Stephanie O’Dea, who has written several books on slow cooking, suggested that Americans are looking for new ways to cook healthily, without creating too much work for themselves.

“As a mom, I truly relied on this thing to help me get dinner on the table,” O’Dea said of her slow cooker.

As the author of the bestseller “Make It Fast, Cook It Slow,” O’Dea has inherited Hoffman’s title, but her recipes are very different from the ones published in the Crock-Pot’s early years. Those relied on “a can of mushroom soup and a packet of onion soup mix,” O’Dea said. As a result, all slow-cooked food tasted more or less the same, and the older recipes are less useful to a new generation of cooks looking to prepare healthier food with fewer processed ingredients.

Male chefs are likely part of the explanation for the slow cooker’s resurgence as well, O’Dea said. “Men like toys,” she explained.

The partnership with the NFL to introduce team logos on the devices for all 32 teams came in 2012.

“The easy locking lid with rubber gasket allows fans to get to the end zone without the mess. Oversized handles make carrying comfortable and the removable 6-quart stoneware doubles as a serving dish,” the company said in a news release. “And when the party is over, clean up is a snap thanks to the dishwasher safe stoneware and glass lid unit.” Tom Wyrwich, a Seattle lawyer, said he picks up ingredients at his local grocery store every Sunday during the season for pot roast, beef stews or chicken tortilla soup. Before the games start, he chops them up and throws them in his slow cooker.
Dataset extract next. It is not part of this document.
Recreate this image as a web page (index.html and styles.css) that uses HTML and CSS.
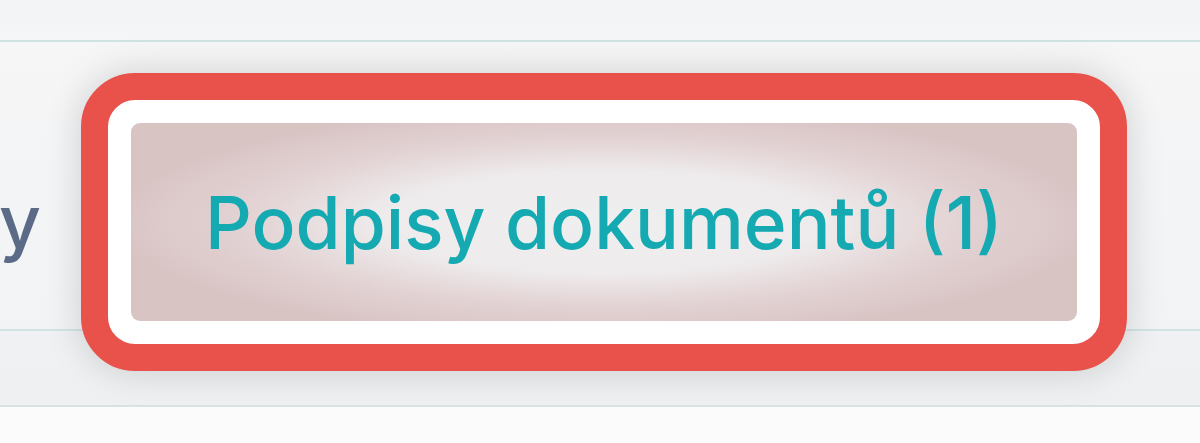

“I’d much rather cut up food and get a Crock-Pot started than watch any pregame show,” he said. “By the time the morning games and the afternoon games are over, it’s ready to go.”

Will some future cohort of progressive-minded men cooking chilli with grass-fed ground beef in their NFL-themed Crock-Pots one day fulfill the promise of decades of kitchen appliances and help ensure a better balance of housework at home? Based on past experience, it seems misguided to place too much faith in any technology for achieving equality between the genders.

Strasser, the historian, suggested that family-friendly public policies, like family leave or subsidised child care, might be more fruitful.